Ryan Grimm of St. Marys said one of the main goals of his campaign has been to listen and talk to citizens in the area.
“The virus made it impossible to meet with people, unless it's virtually,” he said. “My campaign team has tried to become more creative in reaching out to people, having Facebook Live sessions where people can ask me questions, from my political views to favorite sports teams or what I would like to accomplish in office.”
Fundraising has also been a challenge, Grimm said.
“Due to what happened with the economy because of the virus, I believe individuals' and businesses' donations and their extra money shouldn't be going toward political endeavors, but rather helping local nonprofits, small businesses and families at a time like this, “ he said.
This campaign process has made Grimm think outside of the box, he says, while aiming to gain support from voters. He said he has also grown closer to his campaign team.
“This practice may help in the future dealing with a much more important situation,” he said. “One thing is for certain — the people who have rallied behind me are some of the most diverse, compassionate and intelligent people I know. It's just amazing and humbling to be able to learn and gain friendships with these individuals.”

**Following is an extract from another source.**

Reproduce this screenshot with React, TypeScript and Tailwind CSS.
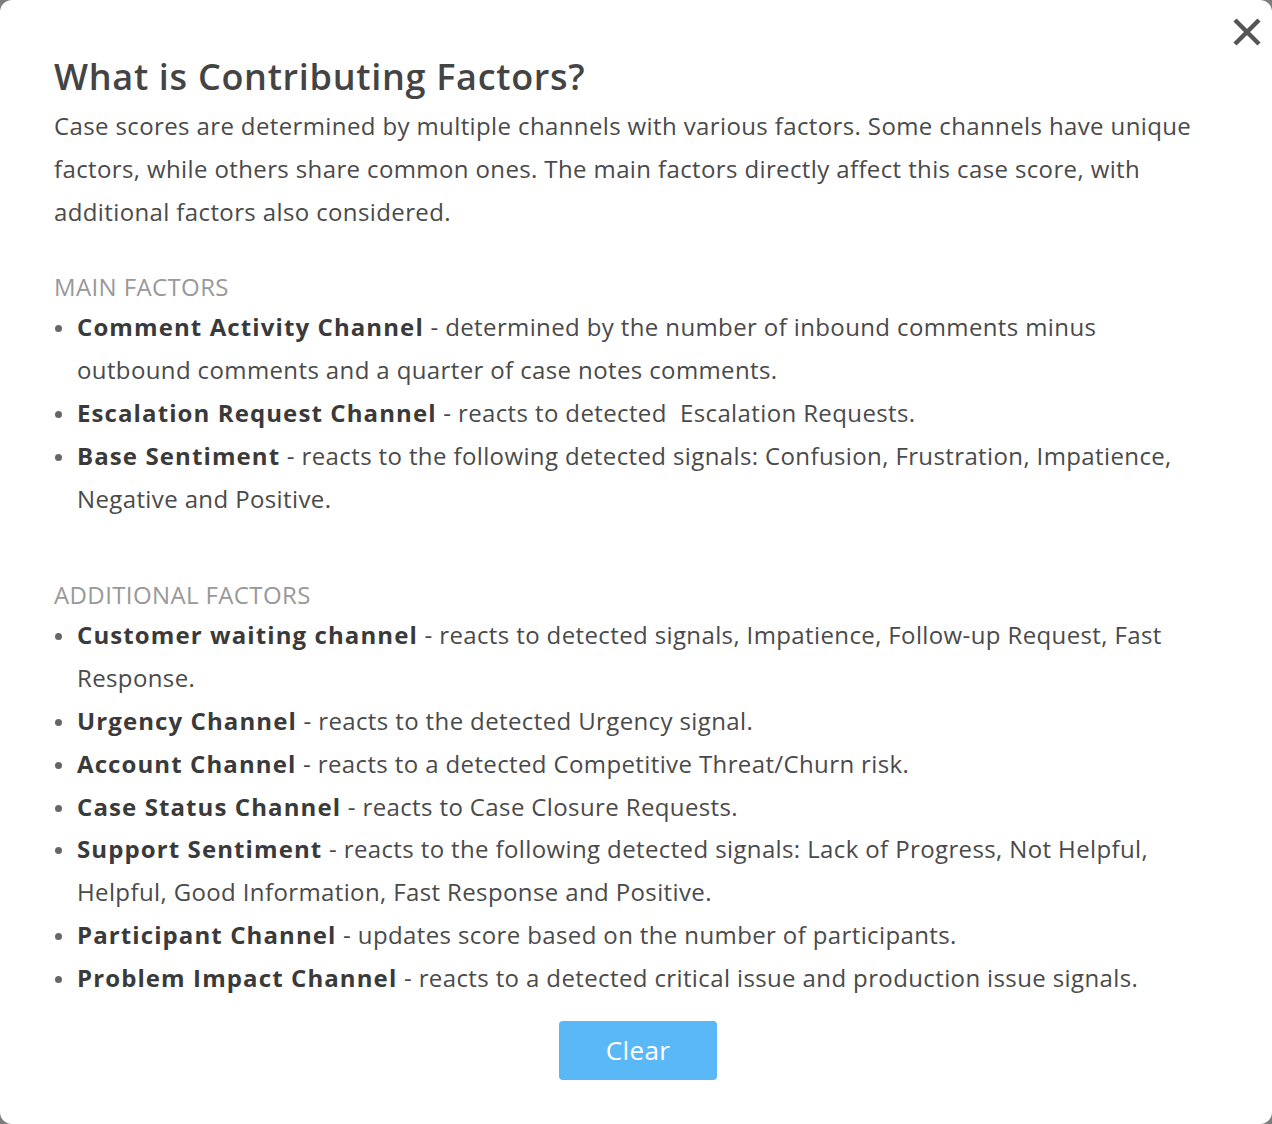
import React from 'react';

type Factor = { name: string; text: string };

const mainFactors: Factor[] = [
    { name: 'Comment Activity Channel', text: 'determined by the number of inbound comments minus outbound comments and a quarter of case notes comments.' },
    { name: 'Escalation Request Channel', text: 'reacts to detected \u00a0Escalation Requests.' },
    { name: 'Base Sentiment', text: 'reacts to the following detected signals: Confusion, Frustration, Impatience, Negative and Positive.' },
];

const additionalFactors: Factor[] = [
    { name: 'Customer waiting channel', text: 'reacts to detected signals, Impatience, Follow-up Request, Fast Response.' },
    { name: 'Urgency Channel', text: 'reacts to the detected Urgency signal.' },
    { name: 'Account Channel', text: 'reacts to a detected Competitive Threat/Churn risk.' },
    { name: 'Case Status Channel', text: 'reacts to Case Closure Requests.' },
    { name: 'Support Sentiment', text: 'reacts to the following detected signals: Lack of Progress, Not Helpful, Helpful, Good Information, Fast Response and Positive.' },
    { name: 'Participant Channel', text: 'updates score based on the number of participants.' },
    { name: 'Problem Impact Channel', text: 'reacts to a detected critical issue and production issue signals.' },
];

const FactorList: React.FC<{ items: Factor[] }> = ({ items }) => (
    <ul>
        {items.map((f) => (
            <li key={f.name} className="flex">
                <span className="w-[23px] shrink-0 flex items-start">
                    <span className="mt-[19px] ml-[1px] w-[7px] h-[7px] rounded-full bg-[#666]" />
                </span>
                <span>
                    <b className="font-bold tracking-[1.1px] text-[#3a3a3a]">{f.name}</b> - {f.text}
                </span>
            </li>
        ))}
    </ul>
);

export default function App() {
    return (
        <div className="w-[1272px] h-[1124px] bg-[#7d7d7d]" style={{ fontFamily: '"Open Sans", "Noto Sans", sans-serif' }}>
            <div className="relative w-full h-full bg-white rounded-[12px] pl-[54px] pr-[67px] pt-[55px] text-[#4a4a4a] text-[24px] leading-[42.8px] tracking-[0.38px]">
                {/* close */}
                <button className="absolute right-[10px] top-[17px] w-[30px] h-[30px] flex items-center justify-center">
                    <svg width="30" height="30" viewBox="0 0 30 30">
                        <path d="M3 3 L27 27 M27 3 L3 27" stroke="#555" strokeWidth="4.5" />
                    </svg>
                </button>

                <h2 className="text-[36px] leading-[44px] font-semibold tracking-[0.7px] text-[#444]">What is Contributing Factors?</h2>
                <p className="mt-[6px]">
                    Case scores are determined by multiple channels with various factors. Some channels have unique factors, while others share common ones. The main factors directly affect this case score, with additional factors also considered.
                </p>

                <div className="mt-[35px] leading-[38px] text-[#999] uppercase">Main Factors</div>
                <FactorList items={mainFactors} />

                <div className="mt-[56px] leading-[38px] text-[#999] uppercase">Additional Factors</div>
                <FactorList items={additionalFactors} />

                <div className="flex justify-center mt-[21px] pl-[17px]">
                    <button className="w-[158px] h-[59px] rounded-[4px] bg-[#59b8f5] text-white text-[26px]">Clear</button>
                </div>
            </div>
        </div>
    );
}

Margie Brown, a Democratic candidate running for the 25th district of the state senate and a University of Pittsburgh at Bradford professor, says she suspended all fundraising efforts as well, moving to conference calls, online meetings and Zoom seminars during the COVID-19 crisis.
“There is nothing more important than the current threat to our vulnerable populations, healthcare workers and those being hurt financially,” she said. “I certainly don’t feel that any challenges I have compare to what other people are dealing with. I guess the biggest thing is wanting to help more people get what they need. I can help them get some answers, when there are answers."
The shutdown has been an “unfair blow” to small businesses, Brown said, but there was no other choice.
“Especially here in the rural areas, we have an aging and vulnerable population, and our healthcare systems could easily be overwhelmed without the protections we get from the initial shut down and social distancing,” she said.
Like others, Brown has been staying in touch with her family online, while enjoying that her daughter and granddaughter are living with her right now.
“It’s stressful for us like it is for others, but we cope by checking in and making sure everyone is staying safe and being resourceful,” she said.